The new government has already expressed a commitment to enhance Canadian arts and culture in a digital age, including increased funding to the Canada Council of the Arts, Telefilm, the National Film Board of Canada, and the CBC. At the same time, she’s indicated that institutions like CBC should take cues from media channels like Vice.

Examples of legislation which could be reexamined includes ownership and control of content under the Broadcasting Act, protections around content under the Copyright Act, subsidies provided under the Income Tax Act, and even amendments to the Canadian Radio-television and Telecommunications Commission Act itself, which defines the role of the Canadian Radio-television and Telecommunications Commission (CRTC).

The last time these media regulations were amended was in 1991. Since that time, Canada has become the third most important music and video games exporter in the world. But Canadian media is also about the consumption of media created and produced elsewhere, which has now become infinitely more easy.

The digitization of media already prompted the CRTC early last year to drop its Canadian-content (Cancon) rules outside of weekday prime time, citing consumer choice around online streaming as making these rules less relevant. Streaming services would be able to offer their own content as long as it was available nationally.

Joly has indicated she might create entirely new statutes or agencies to govern this area. One emerging area of concern has been complaint mechanisms to the Canadian Broadcasting Standards Council (CBSC) for objectionable content. Streaming services currently fall under the CBSC’s new media exemption order. The ability of the CBSC to regulate foreign video providers such as Netflix is still uncertain.

Another unresolved issue is the new ISP copyright notices introduced last year for illegally downloaded content. Some American companies appear to be misusing Canada’s notice-and-notice regime to try to extort money for copyright violation. TekSavvy has reported up to 500,000 copyright violation notices a day, to the cost of several hundred thousand dollars for software alone.

Even though many of us don’t watch traditional television regularly we’re probably routinely violating some of these new copyright rules, maybe at a friend’s or social gathering. Without legal advice or guidance from the government, countless unknown individuals may have been taken advantage of, or at least intimidated under the new online copyright regime.

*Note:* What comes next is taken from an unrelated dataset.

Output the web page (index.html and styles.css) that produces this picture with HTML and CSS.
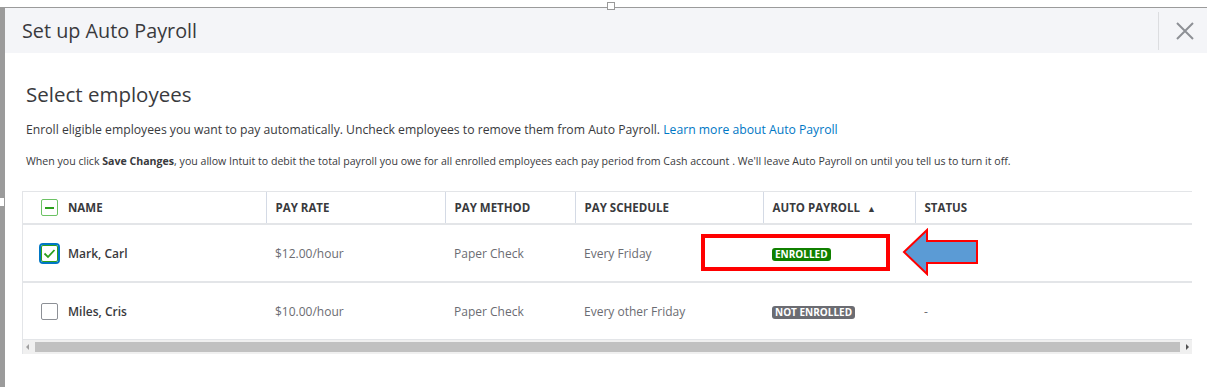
FILE: index.html
```html
<!DOCTYPE html>
<html lang="en">
<head>
    <meta charset="UTF-8">
    <title>Set up Auto Payroll</title>
    <link rel="stylesheet" href="styles.css">
</head>
<body>

<span class="handle handle-top"></span>
<span class="handle handle-left"></span>

<div class="window">
    <div class="modal-header">
        <h1>Set up Auto Payroll</h1>
        <button class="close" aria-label="Close">
            <svg width="18" height="18" viewBox="0 0 18 18"><path d="M1 1 L17 17 M17 1 L1 17" stroke="#8d9096" stroke-width="2" fill="none"/></svg>
        </button>
    </div>

    <div class="modal-body">
        <h2>Select employees</h2>
        <p class="intro">Enroll eligible employees you want to pay automatically. Uncheck employees to remove them from Auto Payroll. <a href="#">Learn more about Auto Payroll</a></p>
        <p class="note">When you click <b>Save Changes</b>, you allow Intuit to debit the total payroll you owe for all enrolled employees each pay period from Cash account . We'll leave Auto Payroll on until you tell us to turn it off.</p>

        <div class="table-wrap">
            <table class="employees">
                <colgroup>
                    <col style="width:243px">
                    <col style="width:179px">
                    <col style="width:130px">
                    <col style="width:188px">
                    <col style="width:152px">
                    <col>
                </colgroup>
                <thead>
                    <tr>
                        <th><span class="name-cell"><span class="check partial"></span>NAME</span></th>
                        <th>PAY RATE</th>
                        <th>PAY METHOD</th>
                        <th>PAY SCHEDULE</th>
                        <th>AUTO PAYROLL <span class="sort">&#9650;</span></th>
                        <th>STATUS</th>
                    </tr>
                </thead>
                <tbody>
                    <tr>
                        <td><span class="name-cell"><span class="check checked">
                            <svg width="13" height="11" viewBox="0 0 13 11"><path d="M1.5 5.5 L5 9 L11.5 2" stroke="#2ca01c" stroke-width="1.8" fill="none"/></svg>
                        </span><span class="emp">Mark, Carl</span></span></td>
                        <td>$12.00/hour</td>
                        <td>Paper Check</td>
                        <td>Every Friday</td>
                        <td><span class="badge enrolled">ENROLLED</span></td>
                        <td></td>
                    </tr>
                    <tr>
                        <td><span class="name-cell"><span class="check"></span><span class="emp">Miles, Cris</span></span></td>
                        <td>$10.00/hour</td>
                        <td>Paper Check</td>
                        <td>Every other Friday</td>
                        <td><span class="badge not-enrolled">NOT ENROLLED</span></td>
                        <td>-</td>
                    </tr>
                </tbody>
            </table>

            <div class="hscroll">
                <span class="arrow left"></span>
                <span class="thumb"></span>
                <span class="arrow right"></span>
            </div>

            <span class="callout-box"></span>
            <svg class="callout-arrow" width="78" height="48" viewBox="0 0 78 48">
                <polygon points="2,24 25,2 25,13 75,13 75,35 25,35 25,46" fill="#5b9bd5" stroke="#ff0000" stroke-width="2"/>
            </svg>
        </div>
    </div>
</div>

</body>
</html>
```

FILE: styles.css
```css
body {
    margin: 0;
    padding-top: 7px;
    font-family: "Open Sans", "Liberation Sans", sans-serif;
    color: #393a3d;
    background: #fff;
    height: 380px;
    overflow: hidden;
}

.handle {
    position: absolute;
    background: #fff;
    border: 1px solid #999;
}

.handle-top {
    left: 607px;
    top: 2px;
    width: 6px;
    height: 6px;
}

.handle-left {
    left: -4px;
    top: 198px;
    width: 6px;
    height: 6px;
    border-color: #fff;
}

.window {
    border-top: 1px solid #9b9b9b;
    border-left: 5px solid #9b9b9b;
    height: 380px;
}

.modal-header {
    background: #f4f5f8;
    height: 45px;
    display: flex;
    align-items: center;
    justify-content: space-between;
}

.modal-header h1 {
    margin: 0 0 0 17px;
    font-size: 19.8px;
    font-weight: 400;
    color: #393a3d;
}

.close {
    border: none;
    border-left: 1px solid #dcdde0;
    background: transparent;
    height: 38px;
    width: 49px;
    padding: 0 0 0 4px;
    display: flex;
    align-items: center;
    justify-content: center;
}

.modal-body {
    padding: 27px 15px 0 17px;
}

.modal-body h2 {
    margin: 0 0 0 4px;
    font-size: 20.5px;
    font-weight: 500;
    line-height: 28px;
}

.intro {
    margin: 13px 0 0 4px;
    font-size: 12.2px;
    line-height: 18px;
}

.intro a {
    color: #0077c5;
    text-decoration: none;
}

.note {
    margin: 15px 0 0 4px;
    font-size: 10.6px;
    line-height: 14px;
}

.note b {
    font-weight: 700;
}

.table-wrap {
    position: relative;
    margin-top: 23px;
    border-left: 1px solid #e3e5e8;
}

.employees {
    width: 100%;
    border-collapse: collapse;
    table-layout: fixed;
    font-size: 12px;
}

.employees th {
    text-align: left;
    font-weight: 700;
    font-size: 11.5px;
    height: 31px;
    padding: 0 0 0 9px;
    border-top: 1px solid #e3e5e8;
    border-bottom: 2px solid #e3e5e8;
    border-left: 1px solid #d4dae5;
    color: #393a3d;
}

.employees th:first-child,
.employees td:first-child {
    border-left: none;
    padding-left: 18px;
}

.employees td {
    height: 56px;
    padding: 0 0 0 9px;
    border-bottom: 2px solid #e3e5e8;
    color: #6b6c72;
}

.name-cell {
    display: flex;
    align-items: center;
    gap: 10px;
}

.emp {
    color: #393a3d;
    font-weight: 600;
}

.sort {
    font-size: 9px;
    margin-left: 4px;
}

.check {
    width: 15px;
    height: 15px;
    border: 1px solid #8d9096;
    border-radius: 2px;
    display: flex;
    align-items: center;
    justify-content: center;
    box-sizing: content-box;
}

.check.partial {
    border-color: #6cc264;
}

.check.partial::after {
    content: "";
    width: 9px;
    height: 2px;
    background: #2ca01c;
}

.check.checked {
    border: 1px solid #2ca01c;
    outline: 2px solid #0077c5;
    outline-offset: 0;
    border-radius: 2px;
}

.badge {
    display: inline-block;
    font-size: 10px;
    font-weight: 700;
    color: #fff;
    padding: 0 3px;
    line-height: 13px;
    border-radius: 3px;
}

.badge.enrolled {
    background: #108000;
}

.badge.not-enrolled {
    background: #6b6c72;
}

.hscroll {
    display: flex;
    align-items: center;
    height: 14px;
    background: #f0f0f0;
    margin-top: -1px;
}

.hscroll .thumb {
    flex: 1;
    height: 10px;
    background: #c1c1c1;
    margin: 0 3px;
}

.hscroll .arrow {
    width: 0;
    height: 0;
    border-top: 3px solid transparent;
    border-bottom: 3px solid transparent;
    margin: 0 3px;
}

.hscroll .arrow.left {
    border-right: 3px solid #a0a0a0;
}

.hscroll .arrow.right {
    border-left: 3px solid #505050;
}

.callout-box {
    position: absolute;
    left: 678px;
    top: 43px;
    width: 181px;
    height: 29px;
    border: 4px solid #ff0000;
}

.callout-arrow {
    position: absolute;
    left: 879px;
    top: 37px;
}
```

Part of the solution may be to support better Canadian content, and export our media around the world, emphasizing consumer choice. The other part though will probably include treatment of streaming services in a comparable way as broadcasters, and possibly even imposing taxes.

The Globe estimates that a Netflix tax could generate up to $55 million a year, or 85% of the CRTC’s annual budget. Political representatives across the spectrum have shied away for now from a Netflix tax, though it was raised in the 2014 Federal Budget. The revenue problem may not need a new tax though, but rather a mechanism to collect on the purchase of online media through companies not formally registered in Canada.

Canadian consumers will readily pay for quality content if it is provided with convenience and adequate autonomy. Companies provided the privilege of offering these services for a profit should be the focus of any new regulations introduced.

The appropriate balance between protecting copyright and promoting consumer choice may involve cooperation with ISPs and streaming providers to regulate their activities, rather than allowing intellectual property owners to go after members of the public directly.

Members of the public until May 20, 2016 to address the online pre-consultation questionnaire. The questionnaire allows users to participate as a consumer or a stakeholder, and takes only a few minutes to complete.

 

Comments

  1. David Collier-Brown

    One of the things that should come under scrutiny is the limitation of streaming shows to particular countries. The limitations would be illegal if they were between provinces in Canada, or states in the US or EU.

    A Canadian producer of shows should be able to chose to sell their product to a streamer, for example, Netflix, and have it made available anywhere in the world that the streamer has subscribers.

    Per-state licensing made sense for books, where transport costs can be very high, but it makes much less sense for audio or video.